Hace un tiempo, uno de mis hijos me pidió cortarse todo el cabello. A mí me parecía que era mucho, así que accedí a un corte a máquina pero con, digamos, un dedo de largo. La anécdota quedó en el olvido por un tiempo.
Hace poco estábamos todos en casa y ese día no había planes adicionales. No teníamos invitados ni salidas programadas. En realidad, sí teníamos invitados, pero no muy deseados: los piojos nos habían invadido.
Como en varias ocasiones, puse manos en el asunto y saqué mi kit de emergencia: peine, cepillo, shampoo y toallas. Todo listo. Al pasar por el baño, observé la máquina de cortar el pelo que usa mi marido para su barba y pensé: “¿y qué tal si al tercero le corto directo? ¿Qué puede salir mal?”.
Llamé al futuro damnificado, lo senté con su tablet y empecé a jugar a la peluquera. Tenía el pelo corto y me pareció que sería fácil pasar una máquina en esa pequeña cabeza. Lo vi miles de veces. Hoy me arrepiento de no haber prestado más atención.
Tenía en mi mano la máquina y los apliques que se usan para definir el largo deseado.

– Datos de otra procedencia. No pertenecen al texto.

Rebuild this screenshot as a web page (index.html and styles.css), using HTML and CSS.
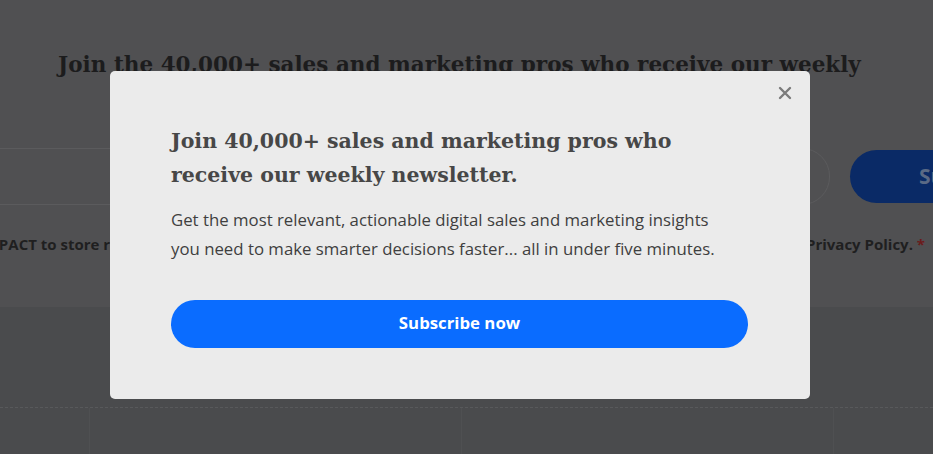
FILE: index.html
```html
<!DOCTYPE html>
<html lang="en">
<head>
<meta charset="utf-8">
<title>Newsletter</title>
<link rel="stylesheet" href="styles.css">
</head>
<body>
<div class="page">
  <section class="hero">
    <h2 class="hero-title">Join the 40,000+ sales and marketing pros who receive our weekly</h2>
    <form class="signup">
      <div class="field"></div>
      <div class="signup-btn">Subscribe</div>
    </form>
    <div class="consent">
      <span class="consent-left">I agree to allow IMPACT to store relevant</span>
      <span class="consent-right">per the Privacy Policy. <em class="req">*</em></span>
    </div>
  </section>
  <section class="lower">
    <div class="cards">
      <div class="card"></div>
      <div class="card"></div>
      <div class="card"></div>
      <div class="card"></div>
    </div>
  </section>
</div>

<div class="modal" role="dialog">
  <button class="close" aria-label="Close">
    <svg width="14" height="14" viewBox="0 0 14 14"><path d="M2 2 L12 12 M12 2 L2 12" stroke="#7b7b7b" stroke-width="2.4" stroke-linecap="round"/></svg>
  </button>
  <h3 class="modal-title">Join 40,000+ sales and marketing pros who receive our weekly newsletter.</h3>
  <p class="modal-text">Get the most relevant, actionable digital sales and marketing insights you need to make smarter decisions faster... all in under five minutes.</p>
  <a class="modal-btn" href="#">Subscribe now</a>
</div>
</body>
</html>
```

FILE: styles.css
```css
html, body {
  margin: 0;
  padding: 0;
}
body {
  width: 933px;
  height: 454px;
  overflow: hidden;
  background: #4a4b4d;
  font-family: "Open Sans", "Liberation Sans", sans-serif;
}
.page {
  display: flex;
  flex-direction: column;
}
.hero {
  height: 307px;
  background: #505052;
  display: flex;
  flex-direction: column;
  overflow: hidden;
}
.hero-title {
  margin: 47px 0 0;
  text-align: center;
  font-family: "DejaVu Serif", serif;
  font-weight: bold;
  font-size: 21.5px;
  line-height: 36px;
  color: #1c1c1d;
  white-space: nowrap;
  padding-right: 14px;
}
.signup {
  display: flex;
  align-items: center;
  gap: 20px;
  margin: 65px 0 0 -40px;
}
.field {
  width: 870px;
  height: 57px;
  box-sizing: border-box;
  border: 1px solid #5b5b5d;
  border-radius: 28px;
  flex: none;
}
.signup-btn {
  flex: none;
  width: 200px;
  height: 53px;
  border-radius: 27px;
  background: #0a2a66;
  color: #5b6a85;
  font-family: "Open Sans", sans-serif;
  font-weight: 700;
  font-size: 21px;
  line-height: 53px;
  padding-left: 69px;
  box-sizing: border-box;
}
.consent {
  display: flex;
  justify-content: space-between;
  margin-top: 28px;
  font-family: "Open Sans", "Liberation Sans", sans-serif;
  font-weight: 700;
  font-size: 15px;
  line-height: 22px;
  color: #1f1f20;
  white-space: nowrap;
}
.consent-left {
  margin-left: -139px;
}
.consent-right {
  margin-right: 8px;
}
.req {
  font-style: normal;
  color: #6b1b1b;
}
.lower {
  height: 147px;
  background: #4a4b4d;
  padding-top: 100px;
  box-sizing: border-box;
}
.cards {
  border-top: 1px dashed #58595b;
  display: flex;
  height: 100%;
  padding-left: 89px;
}
.card {
  width: 371px;
  flex: none;
  border-left: 1px solid #4f5052;
}

/* modal */
.modal {
  position: fixed;
  top: 71px;
  left: 110px;
  width: 700px;
  height: 328px;
  box-sizing: border-box;
  background: #ebebeb;
  border-radius: 5px;
  padding: 53px 62px 0 61px;
  display: flex;
  flex-direction: column;
  align-items: flex-start;
}
.close {
  position: absolute;
  top: 15px;
  right: 18px;
  width: 14px;
  height: 14px;
  padding: 0;
  border: 0;
  background: none;
  display: flex;
}
.modal-title {
  margin: 0;
  font-family: "DejaVu Serif", serif;
  font-weight: bold;
  font-size: 20.5px;
  line-height: 34px;
  color: #474747;
  width: 540px;
}
.modal-text {
  margin: 13px 0 0;
  font-family: "Open Sans", sans-serif;
  font-size: 16.8px;
  line-height: 29px;
  color: #3f3f3f;
  width: 556px;
}
.modal-btn {
  margin-top: 37px;
  width: 577px;
  height: 48px;
  border-radius: 24px;
  background: #0a6cff;
  color: #fff;
  font-family: "Open Sans", sans-serif;
  font-weight: 700;
  font-size: 16.8px;
  line-height: 46px;
  text-align: center;
  text-decoration: none;
}
```
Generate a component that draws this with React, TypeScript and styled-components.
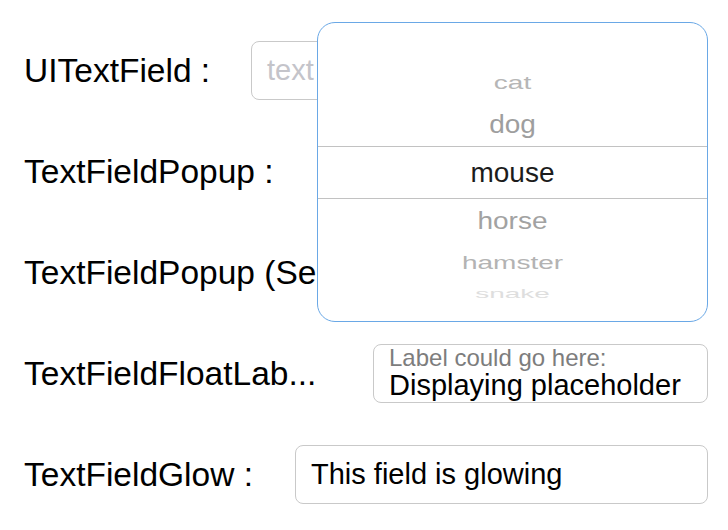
import React from "react";
import styled, { createGlobalStyle } from "styled-components";

const Global = createGlobalStyle`
  html, body {
    margin: 0;
    padding: 0;
    background: #ffffff;
    font-family: "Liberation Sans", Arial, sans-serif;
  }
  * { box-sizing: border-box; }
`;

const Page = styled.div`
  position: relative;
  width: 728px;
  height: 530px;
  overflow: hidden;
  background: #fff;
  padding: 41px 20px 0 24px;
  display: flex;
  flex-direction: column;
  gap: 42px;
`;

const Row = styled.div`
  display: flex;
  align-items: center;
  height: 59px;
`;

const Label = styled.div<{ $w: number }>`
  flex: 0 0 ${(p) => p.$w}px;
  font-size: 33.5px;
  color: #000;
  white-space: nowrap;
  overflow: hidden;
`;

const Field = styled.div`
  flex: 1;
  height: 59px;
  border: 1px solid #c9c9c9;
  border-radius: 8px;
  display: flex;
  align-items: center;
  padding: 0 15px;
  font-size: 29px;
  color: #000;
  white-space: nowrap;
  overflow: hidden;
`;

const Placeholder = styled.span`
  color: #c4c4ca;
`;

const FloatField = styled(Field)`
  flex-direction: column;
  align-items: flex-start;
  justify-content: flex-start;
  padding-top: 1px;
`;

const FloatLabel = styled.div`
  font-size: 24px;
  line-height: 24px;
  color: #7d7d7d;
`;

const FloatValue = styled.div`
  font-size: 29px;
  line-height: 30px;
  color: #000;
`;

const Popup = styled.div`
  position: absolute;
  left: 317px;
  top: 22px;
  width: 391px;
  height: 300px;
  border: 1px solid #6aa8e6;
  border-radius: 18px;
  background: #fff;
  overflow: hidden;
  padding-top: 39px;
  display: flex;
  flex-direction: column;
`;

const PickerItem = styled.div<{ $h: number; $selected?: boolean }>`
  flex: 0 0 ${(p) => p.$h}px;
  display: flex;
  align-items: center;
  justify-content: center;
  overflow: hidden;
  ${(p) =>
    p.$selected
      ? "border-top: 1px solid #c2c2c2; border-bottom: 1px solid #c2c2c2;"
      : ""}
`;

const PickerText = styled.span<{ $scale: number; $color: string }>`
  display: inline-block;
  font-size: 28px;
  line-height: 32px;
  color: ${(p) => p.$color};
  transform: scaleY(${(p) => p.$scale});
`;

const items = [
  { t: "cat", h: 41, s: 0.68, c: "#b6b6b6" },
  { t: "dog", h: 43, s: 0.9, c: "#9e9e9e" },
  { t: "mouse", h: 53, s: 1, c: "#1c1c1c", sel: true },
  { t: "horse", h: 44, s: 0.88, c: "#a2a2a2" },
  { t: "hamster", h: 40, s: 0.66, c: "#b3b3b3" },
  { t: "snake", h: 22, s: 0.45, c: "#dedede" },
];

export default function App() {
  return (
    <>
      <Global />
      <Page>
        <Row>
          <Label $w={227}>UITextField :</Label>
          <Field>
            <Placeholder>text</Placeholder>
          </Field>
        </Row>
        <Row>
          <Label $w={293}>TextFieldPopup :</Label>
          <Field />
        </Row>
        <Row>
          <Label $w={460}>TextFieldPopup (Selection) :</Label>
          <Field />
        </Row>
        <Row>
          <Label $w={349}>TextFieldFloatLab...</Label>
          <FloatField>
            <FloatLabel>Label could go here:</FloatLabel>
            <FloatValue>Displaying placeholder</FloatValue>
          </FloatField>
        </Row>
        <Row>
          <Label $w={271}>TextFieldGlow :</Label>
          <Field>This field is glowing</Field>
        </Row>
        <Popup>
          {items.map((it) => (
            <PickerItem key={it.t} $h={it.h} $selected={it.sel}>
              <PickerText $scale={it.s} $color={it.c}>
                {it.t}
              </PickerText>
            </PickerItem>
          ))}
        </Popup>
      </Page>
    </>
  );
}
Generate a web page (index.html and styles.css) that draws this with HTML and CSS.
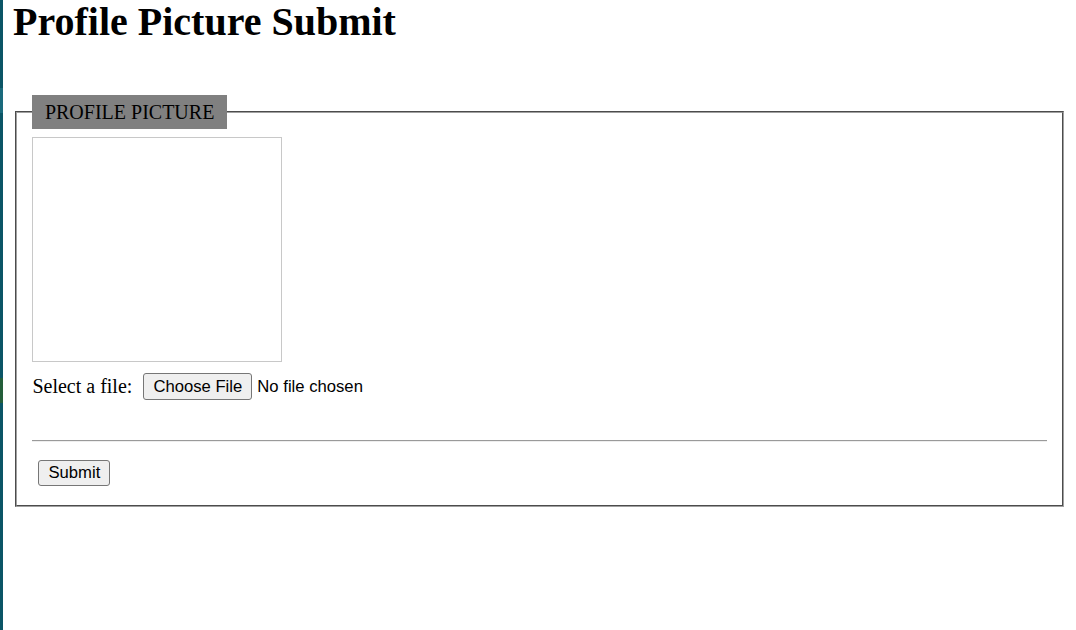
FILE: index.html
```html
<!DOCTYPE html>
<html lang="en">
<head>
<meta charset="utf-8">
<title>Profile Picture Submit</title>
<link rel="stylesheet" href="styles.css">
</head>
<body>
<div class="strip"></div>
<main class="page">
  <h1 class="title">Profile Picture Submit</h1>
  <form class="form">
    <fieldset class="box">
      <legend class="legend">PROFILE PICTURE</legend>
      <div class="preview"></div>
      <div class="file-row">
        <label class="file-label">Select a file:</label>
        <span class="file-input">
          <button type="button" class="btn file-btn">Choose File</button>
          <span class="file-status">No file chosen</span>
        </span>
      </div>
      <hr class="rule">
      <div class="actions">
        <button type="submit" class="btn submit-btn">Submit</button>
      </div>
    </fieldset>
  </form>
</main>
</body>
</html>
```

FILE: styles.css
```css
html, body {
  margin: 0;
  padding: 0;
  background: #ffffff;
}

body {
  display: flex;
  min-height: 630px;
  font-family: "Liberation Serif", "Times New Roman", serif;
  font-size: 20px;
  color: #000;
}

.strip {
  width: 3px;
  flex: none;
  background: linear-gradient(#0b5566 0 14%, #1a6a7c 14% 18%, #0b5566 18% 60%, #235e3a 60% 64%, #0b5566 64% 100%);
}

.page {
  flex: 1;
  padding: 0 10px 0 10px;
}

.title {
  margin: 0;
  font-size: 40px;
  font-weight: bold;
  line-height: 44px;
}

.form {
  margin-top: 51px;
}

.box {
  margin: 0 2px;
  padding: 7px 15px 13px 15.4px;
  border: 2px groove #a0a0a0;
}

.legend {
  background: #808080;
  padding: 6px 12.5px;
  line-height: 22px;
  font-size: 20px;
}

.preview {
  width: 248px;
  height: 223px;
  border: 1px solid #c8c8c8;
  margin-top: 1px;
}

.file-row {
  display: flex;
  align-items: center;
  margin-top: 11px;
  height: 27px;
}

.file-label {
  margin-right: 11px;
}

.file-input {
  display: flex;
  align-items: center;
  font-family: "Liberation Sans", Arial, sans-serif;
  font-size: 16.67px;
}

.btn {
  font-family: "Liberation Sans", Arial, sans-serif;
  font-size: 16.67px;
  color: #000;
  background: #efefef;
  border: 1px solid #767676;
  border-radius: 3px;
  padding: 0;
  margin: 0;
}

.file-btn {
  height: 27px;
  width: 109px;
  margin-right: 5px;
}

.rule {
  margin: 40px 0 0;
  border: 0;
  border-top: 1px solid #9a9a9a;
  border-bottom: 1px solid #eeeeee;
  height: 0;
}

.actions {
  margin-top: 18px;
  padding-left: 6px;
  padding-bottom: 6px;
}

.submit-btn {
  height: 26px;
  width: 72px;
}
```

Empecé con uno más grande, pero mi percepción era que todavía quedaba largo el pelo (dentro de lo corto que estaba), así que me decidí por otro. “El tamaño ideal”, pensé. El tema es que el aplique tendía a salirse. Lo vi y entendí el riesgo, pero mi deseo de cortar se ve que era más grande aún y en el instante en el que pasé la máquina por la parte superior de la cabeza fui viendo cómo quedaba una extensa línea blanca en el medio.